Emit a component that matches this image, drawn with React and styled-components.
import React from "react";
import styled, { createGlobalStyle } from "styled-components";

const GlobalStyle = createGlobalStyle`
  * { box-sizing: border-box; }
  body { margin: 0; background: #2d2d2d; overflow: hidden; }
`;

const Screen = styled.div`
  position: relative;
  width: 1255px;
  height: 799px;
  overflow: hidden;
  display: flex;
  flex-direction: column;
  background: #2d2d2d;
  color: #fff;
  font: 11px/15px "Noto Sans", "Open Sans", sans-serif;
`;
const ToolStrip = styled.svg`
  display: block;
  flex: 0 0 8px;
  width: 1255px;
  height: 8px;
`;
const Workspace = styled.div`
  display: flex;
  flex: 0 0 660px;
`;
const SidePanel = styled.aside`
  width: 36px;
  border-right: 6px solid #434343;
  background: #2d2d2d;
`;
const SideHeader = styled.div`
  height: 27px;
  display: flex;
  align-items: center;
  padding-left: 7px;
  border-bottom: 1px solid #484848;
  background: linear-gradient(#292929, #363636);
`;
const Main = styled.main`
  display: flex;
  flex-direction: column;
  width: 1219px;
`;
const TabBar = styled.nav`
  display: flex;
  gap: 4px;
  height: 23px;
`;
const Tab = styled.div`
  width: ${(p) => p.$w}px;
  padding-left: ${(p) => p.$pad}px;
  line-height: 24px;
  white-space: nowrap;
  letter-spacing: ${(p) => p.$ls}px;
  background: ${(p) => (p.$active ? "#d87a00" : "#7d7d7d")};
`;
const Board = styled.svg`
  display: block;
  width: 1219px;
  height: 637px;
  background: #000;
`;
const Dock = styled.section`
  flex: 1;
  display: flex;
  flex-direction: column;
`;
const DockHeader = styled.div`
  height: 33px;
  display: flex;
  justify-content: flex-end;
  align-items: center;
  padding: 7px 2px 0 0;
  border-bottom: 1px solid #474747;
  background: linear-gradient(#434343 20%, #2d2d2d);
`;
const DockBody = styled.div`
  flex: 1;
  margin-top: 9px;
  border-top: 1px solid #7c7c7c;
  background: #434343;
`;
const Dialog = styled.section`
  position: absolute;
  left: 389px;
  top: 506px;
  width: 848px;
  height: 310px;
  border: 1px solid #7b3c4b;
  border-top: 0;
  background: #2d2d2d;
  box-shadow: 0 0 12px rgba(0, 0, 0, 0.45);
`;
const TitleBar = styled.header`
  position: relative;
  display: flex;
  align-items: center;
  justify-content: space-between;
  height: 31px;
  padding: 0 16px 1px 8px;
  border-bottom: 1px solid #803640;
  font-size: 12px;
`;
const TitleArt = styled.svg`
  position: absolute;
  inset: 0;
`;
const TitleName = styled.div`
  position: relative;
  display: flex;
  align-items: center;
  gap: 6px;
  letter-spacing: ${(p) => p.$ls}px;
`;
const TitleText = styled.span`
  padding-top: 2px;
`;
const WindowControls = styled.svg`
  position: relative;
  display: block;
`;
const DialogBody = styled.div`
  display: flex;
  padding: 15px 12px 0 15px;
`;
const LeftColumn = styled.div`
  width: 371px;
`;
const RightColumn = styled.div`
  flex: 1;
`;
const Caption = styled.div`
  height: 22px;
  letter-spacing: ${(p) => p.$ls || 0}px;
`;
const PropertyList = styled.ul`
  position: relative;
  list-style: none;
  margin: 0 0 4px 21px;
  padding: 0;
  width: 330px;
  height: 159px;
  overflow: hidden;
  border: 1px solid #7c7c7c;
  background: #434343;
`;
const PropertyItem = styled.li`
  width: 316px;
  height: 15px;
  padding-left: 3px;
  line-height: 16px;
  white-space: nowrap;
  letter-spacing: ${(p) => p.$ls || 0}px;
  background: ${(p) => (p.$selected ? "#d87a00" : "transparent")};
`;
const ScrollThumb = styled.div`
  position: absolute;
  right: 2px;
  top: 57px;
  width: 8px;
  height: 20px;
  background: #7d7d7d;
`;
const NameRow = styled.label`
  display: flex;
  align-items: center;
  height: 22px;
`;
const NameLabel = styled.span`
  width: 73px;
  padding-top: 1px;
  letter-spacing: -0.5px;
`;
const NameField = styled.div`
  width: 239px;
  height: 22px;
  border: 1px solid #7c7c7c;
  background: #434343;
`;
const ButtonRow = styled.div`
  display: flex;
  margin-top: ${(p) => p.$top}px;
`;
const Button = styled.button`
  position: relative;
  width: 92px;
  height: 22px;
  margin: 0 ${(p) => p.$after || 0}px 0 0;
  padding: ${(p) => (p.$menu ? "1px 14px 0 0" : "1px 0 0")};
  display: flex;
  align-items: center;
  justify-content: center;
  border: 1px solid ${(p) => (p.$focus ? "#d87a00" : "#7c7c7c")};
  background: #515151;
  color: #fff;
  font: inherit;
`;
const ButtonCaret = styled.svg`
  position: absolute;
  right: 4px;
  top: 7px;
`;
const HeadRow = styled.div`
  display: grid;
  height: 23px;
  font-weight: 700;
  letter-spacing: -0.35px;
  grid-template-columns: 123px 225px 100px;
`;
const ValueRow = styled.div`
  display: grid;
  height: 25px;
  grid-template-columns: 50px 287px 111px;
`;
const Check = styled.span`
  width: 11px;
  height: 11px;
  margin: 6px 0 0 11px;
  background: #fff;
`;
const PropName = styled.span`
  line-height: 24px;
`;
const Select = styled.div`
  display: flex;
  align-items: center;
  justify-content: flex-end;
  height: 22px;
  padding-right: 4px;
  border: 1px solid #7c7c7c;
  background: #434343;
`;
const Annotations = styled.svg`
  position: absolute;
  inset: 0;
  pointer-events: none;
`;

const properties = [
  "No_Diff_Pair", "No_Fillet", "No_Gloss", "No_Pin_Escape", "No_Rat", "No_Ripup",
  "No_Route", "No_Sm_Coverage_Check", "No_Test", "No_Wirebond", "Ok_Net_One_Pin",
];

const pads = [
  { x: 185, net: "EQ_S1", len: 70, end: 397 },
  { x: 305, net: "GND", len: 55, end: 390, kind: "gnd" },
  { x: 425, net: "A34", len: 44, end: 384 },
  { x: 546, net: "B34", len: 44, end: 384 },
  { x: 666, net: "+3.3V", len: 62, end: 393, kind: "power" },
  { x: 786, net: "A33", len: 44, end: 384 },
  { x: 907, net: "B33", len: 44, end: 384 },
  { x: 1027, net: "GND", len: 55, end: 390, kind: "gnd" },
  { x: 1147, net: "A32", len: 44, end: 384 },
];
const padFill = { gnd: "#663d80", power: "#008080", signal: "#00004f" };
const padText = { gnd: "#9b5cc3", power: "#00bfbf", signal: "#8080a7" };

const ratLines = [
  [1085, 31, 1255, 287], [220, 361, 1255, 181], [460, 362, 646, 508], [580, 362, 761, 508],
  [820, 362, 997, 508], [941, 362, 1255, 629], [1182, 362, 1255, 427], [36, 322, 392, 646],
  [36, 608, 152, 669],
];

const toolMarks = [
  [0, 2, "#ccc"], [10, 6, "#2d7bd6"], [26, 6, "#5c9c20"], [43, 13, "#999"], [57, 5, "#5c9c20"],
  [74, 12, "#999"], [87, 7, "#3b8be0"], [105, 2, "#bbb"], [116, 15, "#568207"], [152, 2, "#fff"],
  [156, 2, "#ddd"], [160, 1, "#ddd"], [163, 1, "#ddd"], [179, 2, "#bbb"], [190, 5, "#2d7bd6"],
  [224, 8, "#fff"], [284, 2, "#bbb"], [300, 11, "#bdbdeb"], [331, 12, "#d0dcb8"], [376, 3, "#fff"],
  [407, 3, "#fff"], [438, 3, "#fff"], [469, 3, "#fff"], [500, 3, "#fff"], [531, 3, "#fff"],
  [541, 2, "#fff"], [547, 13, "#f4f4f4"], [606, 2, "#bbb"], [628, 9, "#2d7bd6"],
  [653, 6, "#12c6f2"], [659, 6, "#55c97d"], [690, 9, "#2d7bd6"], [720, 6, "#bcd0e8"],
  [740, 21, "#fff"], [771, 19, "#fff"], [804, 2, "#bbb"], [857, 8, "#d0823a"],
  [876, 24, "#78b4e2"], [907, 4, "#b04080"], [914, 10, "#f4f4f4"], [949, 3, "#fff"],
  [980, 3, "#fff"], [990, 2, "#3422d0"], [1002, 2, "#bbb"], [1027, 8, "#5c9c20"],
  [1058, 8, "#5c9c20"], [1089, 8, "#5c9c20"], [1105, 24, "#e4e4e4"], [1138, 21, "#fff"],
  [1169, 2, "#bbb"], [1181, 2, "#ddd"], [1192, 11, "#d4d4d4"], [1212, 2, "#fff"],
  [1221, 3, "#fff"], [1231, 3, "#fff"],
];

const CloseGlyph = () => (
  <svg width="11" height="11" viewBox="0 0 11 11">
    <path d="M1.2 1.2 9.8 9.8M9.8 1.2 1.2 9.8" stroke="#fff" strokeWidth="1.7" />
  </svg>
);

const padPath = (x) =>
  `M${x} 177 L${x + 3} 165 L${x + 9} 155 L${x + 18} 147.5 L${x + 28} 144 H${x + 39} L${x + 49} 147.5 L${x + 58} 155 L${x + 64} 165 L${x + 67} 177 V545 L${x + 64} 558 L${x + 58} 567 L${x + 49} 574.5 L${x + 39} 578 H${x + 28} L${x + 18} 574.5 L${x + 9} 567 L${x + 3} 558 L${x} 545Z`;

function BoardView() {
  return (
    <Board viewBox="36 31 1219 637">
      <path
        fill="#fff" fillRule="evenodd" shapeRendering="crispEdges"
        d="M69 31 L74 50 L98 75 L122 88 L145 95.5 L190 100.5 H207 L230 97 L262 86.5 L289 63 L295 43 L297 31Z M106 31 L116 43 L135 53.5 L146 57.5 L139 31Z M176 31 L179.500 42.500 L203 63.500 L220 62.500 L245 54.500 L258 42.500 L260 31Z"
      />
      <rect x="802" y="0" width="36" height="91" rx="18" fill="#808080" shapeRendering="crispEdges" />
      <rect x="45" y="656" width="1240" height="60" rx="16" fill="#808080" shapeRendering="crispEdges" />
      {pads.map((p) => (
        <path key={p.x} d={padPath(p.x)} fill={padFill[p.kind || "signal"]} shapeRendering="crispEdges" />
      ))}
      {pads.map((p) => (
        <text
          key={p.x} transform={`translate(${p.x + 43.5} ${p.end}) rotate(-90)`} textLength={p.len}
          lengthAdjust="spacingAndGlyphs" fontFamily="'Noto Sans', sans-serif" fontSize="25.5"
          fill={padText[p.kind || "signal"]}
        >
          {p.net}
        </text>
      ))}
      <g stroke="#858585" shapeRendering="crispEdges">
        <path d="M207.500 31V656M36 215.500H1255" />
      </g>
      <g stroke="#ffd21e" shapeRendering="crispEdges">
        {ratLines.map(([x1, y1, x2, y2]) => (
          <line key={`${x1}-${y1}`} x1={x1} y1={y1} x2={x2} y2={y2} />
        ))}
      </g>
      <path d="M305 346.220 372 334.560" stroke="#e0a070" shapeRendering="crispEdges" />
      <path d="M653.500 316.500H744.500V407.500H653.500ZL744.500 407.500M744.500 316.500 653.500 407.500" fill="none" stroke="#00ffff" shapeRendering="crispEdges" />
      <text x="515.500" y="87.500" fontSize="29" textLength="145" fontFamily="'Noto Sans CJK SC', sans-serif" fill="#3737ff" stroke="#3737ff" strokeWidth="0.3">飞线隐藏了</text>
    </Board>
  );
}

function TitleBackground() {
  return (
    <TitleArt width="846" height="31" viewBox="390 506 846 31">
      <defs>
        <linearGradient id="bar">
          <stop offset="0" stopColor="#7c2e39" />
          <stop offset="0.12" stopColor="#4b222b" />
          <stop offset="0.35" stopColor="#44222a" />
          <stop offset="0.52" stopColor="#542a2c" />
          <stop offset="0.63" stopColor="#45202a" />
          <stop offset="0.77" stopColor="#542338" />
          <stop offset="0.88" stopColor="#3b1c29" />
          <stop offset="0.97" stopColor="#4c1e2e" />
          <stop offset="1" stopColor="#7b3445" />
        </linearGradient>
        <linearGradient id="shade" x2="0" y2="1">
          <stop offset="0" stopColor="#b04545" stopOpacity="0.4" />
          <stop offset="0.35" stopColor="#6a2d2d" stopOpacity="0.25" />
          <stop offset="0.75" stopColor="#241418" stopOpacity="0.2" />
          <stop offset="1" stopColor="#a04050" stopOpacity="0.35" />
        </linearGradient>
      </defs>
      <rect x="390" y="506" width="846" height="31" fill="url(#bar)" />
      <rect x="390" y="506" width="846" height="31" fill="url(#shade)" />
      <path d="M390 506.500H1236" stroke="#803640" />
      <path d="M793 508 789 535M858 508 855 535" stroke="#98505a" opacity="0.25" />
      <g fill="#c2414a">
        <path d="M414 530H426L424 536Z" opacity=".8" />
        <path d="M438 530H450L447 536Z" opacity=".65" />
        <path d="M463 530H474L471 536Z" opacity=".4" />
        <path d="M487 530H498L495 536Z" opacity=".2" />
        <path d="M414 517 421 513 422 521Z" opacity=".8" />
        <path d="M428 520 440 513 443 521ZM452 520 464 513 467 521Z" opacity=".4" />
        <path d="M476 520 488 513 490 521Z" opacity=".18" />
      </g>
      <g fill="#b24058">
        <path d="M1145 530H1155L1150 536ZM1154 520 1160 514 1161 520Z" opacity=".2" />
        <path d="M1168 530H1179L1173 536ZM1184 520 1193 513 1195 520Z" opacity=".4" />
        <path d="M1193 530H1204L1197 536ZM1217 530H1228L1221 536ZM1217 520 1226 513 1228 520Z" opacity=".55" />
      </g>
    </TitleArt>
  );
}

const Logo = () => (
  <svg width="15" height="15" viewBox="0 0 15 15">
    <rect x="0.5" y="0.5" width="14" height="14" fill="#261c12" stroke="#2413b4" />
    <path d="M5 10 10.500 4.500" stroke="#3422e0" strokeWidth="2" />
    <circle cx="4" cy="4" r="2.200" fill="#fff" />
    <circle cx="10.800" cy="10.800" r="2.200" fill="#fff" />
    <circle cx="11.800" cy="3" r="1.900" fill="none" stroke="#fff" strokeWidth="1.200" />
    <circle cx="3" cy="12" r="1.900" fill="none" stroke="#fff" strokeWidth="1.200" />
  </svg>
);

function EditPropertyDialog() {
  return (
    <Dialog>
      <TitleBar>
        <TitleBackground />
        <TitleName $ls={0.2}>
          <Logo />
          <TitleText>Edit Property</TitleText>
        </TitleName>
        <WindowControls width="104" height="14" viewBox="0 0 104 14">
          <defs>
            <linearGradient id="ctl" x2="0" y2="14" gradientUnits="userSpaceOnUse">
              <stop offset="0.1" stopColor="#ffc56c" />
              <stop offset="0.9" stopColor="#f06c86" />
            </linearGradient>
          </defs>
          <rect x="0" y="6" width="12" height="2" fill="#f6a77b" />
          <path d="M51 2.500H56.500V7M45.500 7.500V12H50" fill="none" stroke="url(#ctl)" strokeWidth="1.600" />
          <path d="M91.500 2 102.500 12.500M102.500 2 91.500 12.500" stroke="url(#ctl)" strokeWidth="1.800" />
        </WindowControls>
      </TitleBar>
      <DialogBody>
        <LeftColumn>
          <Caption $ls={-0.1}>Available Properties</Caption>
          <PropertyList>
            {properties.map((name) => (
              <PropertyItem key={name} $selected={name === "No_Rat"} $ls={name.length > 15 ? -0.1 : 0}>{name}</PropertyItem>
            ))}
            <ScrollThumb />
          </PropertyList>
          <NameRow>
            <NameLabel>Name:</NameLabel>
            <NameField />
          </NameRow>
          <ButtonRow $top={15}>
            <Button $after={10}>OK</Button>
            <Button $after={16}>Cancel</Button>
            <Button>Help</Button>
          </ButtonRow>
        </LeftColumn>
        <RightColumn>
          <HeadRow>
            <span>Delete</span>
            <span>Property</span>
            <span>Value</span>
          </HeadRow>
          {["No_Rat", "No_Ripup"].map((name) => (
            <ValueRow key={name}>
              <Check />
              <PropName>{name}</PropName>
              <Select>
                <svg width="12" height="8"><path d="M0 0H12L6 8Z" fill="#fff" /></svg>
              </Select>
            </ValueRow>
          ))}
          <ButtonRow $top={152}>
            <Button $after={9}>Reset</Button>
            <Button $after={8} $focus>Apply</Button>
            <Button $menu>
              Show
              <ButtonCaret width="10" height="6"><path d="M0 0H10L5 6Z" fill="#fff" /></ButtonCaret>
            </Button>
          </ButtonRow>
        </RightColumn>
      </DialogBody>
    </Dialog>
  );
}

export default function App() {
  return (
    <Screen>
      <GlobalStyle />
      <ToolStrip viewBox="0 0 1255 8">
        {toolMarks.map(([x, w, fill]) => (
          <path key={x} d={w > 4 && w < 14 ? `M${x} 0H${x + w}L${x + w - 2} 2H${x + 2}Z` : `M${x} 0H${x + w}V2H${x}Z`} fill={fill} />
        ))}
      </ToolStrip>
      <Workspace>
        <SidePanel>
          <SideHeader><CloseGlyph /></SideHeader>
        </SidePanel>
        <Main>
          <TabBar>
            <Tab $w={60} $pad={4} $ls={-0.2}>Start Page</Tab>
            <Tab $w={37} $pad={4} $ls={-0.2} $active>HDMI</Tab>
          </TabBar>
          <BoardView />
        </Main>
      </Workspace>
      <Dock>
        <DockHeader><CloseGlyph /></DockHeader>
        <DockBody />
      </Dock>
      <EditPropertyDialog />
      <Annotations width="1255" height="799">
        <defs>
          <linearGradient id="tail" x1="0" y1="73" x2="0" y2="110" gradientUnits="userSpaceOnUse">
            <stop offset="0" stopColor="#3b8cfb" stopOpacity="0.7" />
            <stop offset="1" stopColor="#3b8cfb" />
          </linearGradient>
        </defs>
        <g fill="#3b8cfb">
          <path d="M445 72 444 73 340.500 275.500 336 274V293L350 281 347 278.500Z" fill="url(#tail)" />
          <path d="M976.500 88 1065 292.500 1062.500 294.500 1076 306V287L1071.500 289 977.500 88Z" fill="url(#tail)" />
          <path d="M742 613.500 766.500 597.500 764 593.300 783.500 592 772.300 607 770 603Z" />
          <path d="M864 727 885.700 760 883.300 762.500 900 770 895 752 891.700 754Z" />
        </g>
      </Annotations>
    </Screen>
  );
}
::::::::::
Given exercise
For the data above, state how many lines contain "React"; the number is the whole answer.

Solution
2